▶ [YOUR INSTRUCTIONS]
State how many lines of the entries below hold the word "React"; reply with nothing but the number.
### STORED DATA
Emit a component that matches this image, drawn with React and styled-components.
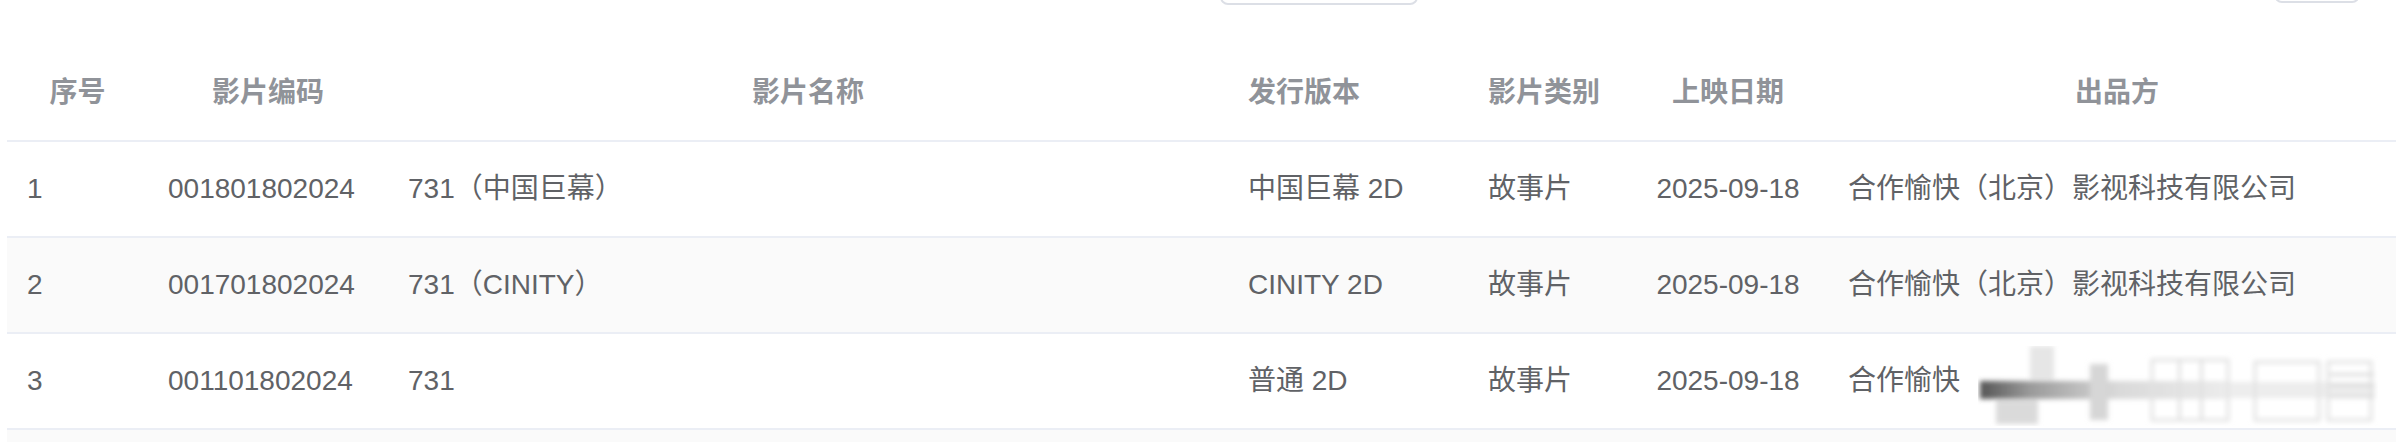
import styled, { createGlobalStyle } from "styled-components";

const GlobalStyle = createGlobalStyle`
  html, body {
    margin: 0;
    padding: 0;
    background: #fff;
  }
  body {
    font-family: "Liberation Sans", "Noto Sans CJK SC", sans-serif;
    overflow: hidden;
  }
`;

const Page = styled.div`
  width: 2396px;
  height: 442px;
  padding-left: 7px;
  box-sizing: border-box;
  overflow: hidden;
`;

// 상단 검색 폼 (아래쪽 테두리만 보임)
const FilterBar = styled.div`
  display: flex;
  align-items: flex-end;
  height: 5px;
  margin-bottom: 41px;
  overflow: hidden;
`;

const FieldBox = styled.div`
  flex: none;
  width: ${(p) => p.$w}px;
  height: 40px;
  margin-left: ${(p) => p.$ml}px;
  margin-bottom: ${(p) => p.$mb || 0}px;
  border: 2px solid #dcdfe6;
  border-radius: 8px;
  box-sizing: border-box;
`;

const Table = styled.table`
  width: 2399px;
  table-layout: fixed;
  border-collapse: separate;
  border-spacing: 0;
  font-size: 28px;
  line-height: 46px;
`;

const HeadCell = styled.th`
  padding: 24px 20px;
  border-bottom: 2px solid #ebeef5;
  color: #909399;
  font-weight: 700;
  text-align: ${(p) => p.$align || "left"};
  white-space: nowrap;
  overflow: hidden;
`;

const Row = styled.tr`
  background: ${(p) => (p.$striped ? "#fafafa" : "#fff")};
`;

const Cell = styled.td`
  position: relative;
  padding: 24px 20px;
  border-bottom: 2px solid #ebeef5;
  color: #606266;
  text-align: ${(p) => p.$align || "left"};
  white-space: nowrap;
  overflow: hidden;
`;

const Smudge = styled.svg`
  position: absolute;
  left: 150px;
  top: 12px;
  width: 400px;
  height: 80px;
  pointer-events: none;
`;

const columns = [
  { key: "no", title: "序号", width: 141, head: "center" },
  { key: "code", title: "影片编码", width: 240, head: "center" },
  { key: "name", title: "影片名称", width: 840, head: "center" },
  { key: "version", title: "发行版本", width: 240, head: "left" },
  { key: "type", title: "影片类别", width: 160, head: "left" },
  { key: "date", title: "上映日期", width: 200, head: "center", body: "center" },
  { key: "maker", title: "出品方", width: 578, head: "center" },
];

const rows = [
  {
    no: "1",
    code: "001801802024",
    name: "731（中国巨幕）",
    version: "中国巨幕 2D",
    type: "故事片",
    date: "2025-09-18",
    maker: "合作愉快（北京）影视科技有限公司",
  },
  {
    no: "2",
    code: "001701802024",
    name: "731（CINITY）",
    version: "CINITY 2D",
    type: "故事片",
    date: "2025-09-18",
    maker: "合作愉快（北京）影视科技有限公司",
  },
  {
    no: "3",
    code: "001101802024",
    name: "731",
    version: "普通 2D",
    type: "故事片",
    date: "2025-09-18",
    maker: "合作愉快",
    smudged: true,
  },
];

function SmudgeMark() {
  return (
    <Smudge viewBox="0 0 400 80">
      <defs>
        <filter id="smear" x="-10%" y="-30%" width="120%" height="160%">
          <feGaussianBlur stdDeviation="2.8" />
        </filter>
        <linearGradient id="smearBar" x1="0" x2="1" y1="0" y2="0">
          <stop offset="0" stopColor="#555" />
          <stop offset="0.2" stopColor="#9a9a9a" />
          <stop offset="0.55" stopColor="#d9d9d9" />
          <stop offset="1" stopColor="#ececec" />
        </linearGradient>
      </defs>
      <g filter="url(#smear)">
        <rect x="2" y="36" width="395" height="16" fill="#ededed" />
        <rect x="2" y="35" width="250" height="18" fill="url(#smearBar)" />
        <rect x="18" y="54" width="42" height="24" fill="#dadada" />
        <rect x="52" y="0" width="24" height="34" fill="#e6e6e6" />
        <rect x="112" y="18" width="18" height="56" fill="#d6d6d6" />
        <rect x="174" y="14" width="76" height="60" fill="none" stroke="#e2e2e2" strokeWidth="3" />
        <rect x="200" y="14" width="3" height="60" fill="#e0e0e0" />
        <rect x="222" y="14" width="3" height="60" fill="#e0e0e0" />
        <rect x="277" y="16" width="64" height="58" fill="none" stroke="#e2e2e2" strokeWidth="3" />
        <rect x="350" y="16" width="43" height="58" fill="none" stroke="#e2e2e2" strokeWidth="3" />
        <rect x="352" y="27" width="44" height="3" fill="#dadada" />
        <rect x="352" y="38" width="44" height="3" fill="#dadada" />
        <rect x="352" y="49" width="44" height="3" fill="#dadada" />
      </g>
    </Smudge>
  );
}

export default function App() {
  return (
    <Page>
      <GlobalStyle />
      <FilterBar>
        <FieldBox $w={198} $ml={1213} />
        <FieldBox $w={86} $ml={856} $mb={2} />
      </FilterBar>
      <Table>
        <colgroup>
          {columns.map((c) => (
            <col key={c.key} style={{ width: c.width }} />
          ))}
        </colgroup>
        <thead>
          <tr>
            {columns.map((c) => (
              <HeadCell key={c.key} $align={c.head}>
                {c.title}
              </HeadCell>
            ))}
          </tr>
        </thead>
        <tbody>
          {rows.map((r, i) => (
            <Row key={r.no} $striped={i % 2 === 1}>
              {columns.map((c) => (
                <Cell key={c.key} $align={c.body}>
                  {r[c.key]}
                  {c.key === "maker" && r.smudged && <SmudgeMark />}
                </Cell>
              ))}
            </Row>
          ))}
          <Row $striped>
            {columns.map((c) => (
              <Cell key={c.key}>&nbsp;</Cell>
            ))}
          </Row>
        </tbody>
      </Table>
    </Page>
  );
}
######
### STORED DATA
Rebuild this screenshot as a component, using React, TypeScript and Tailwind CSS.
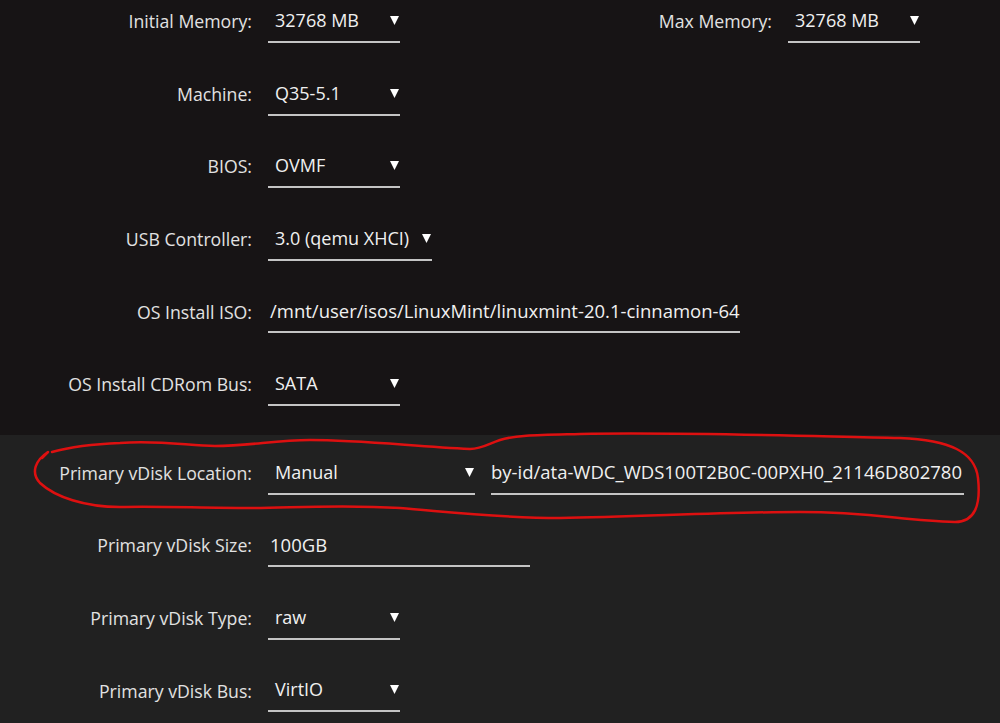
######
▶ [ANSWER]
2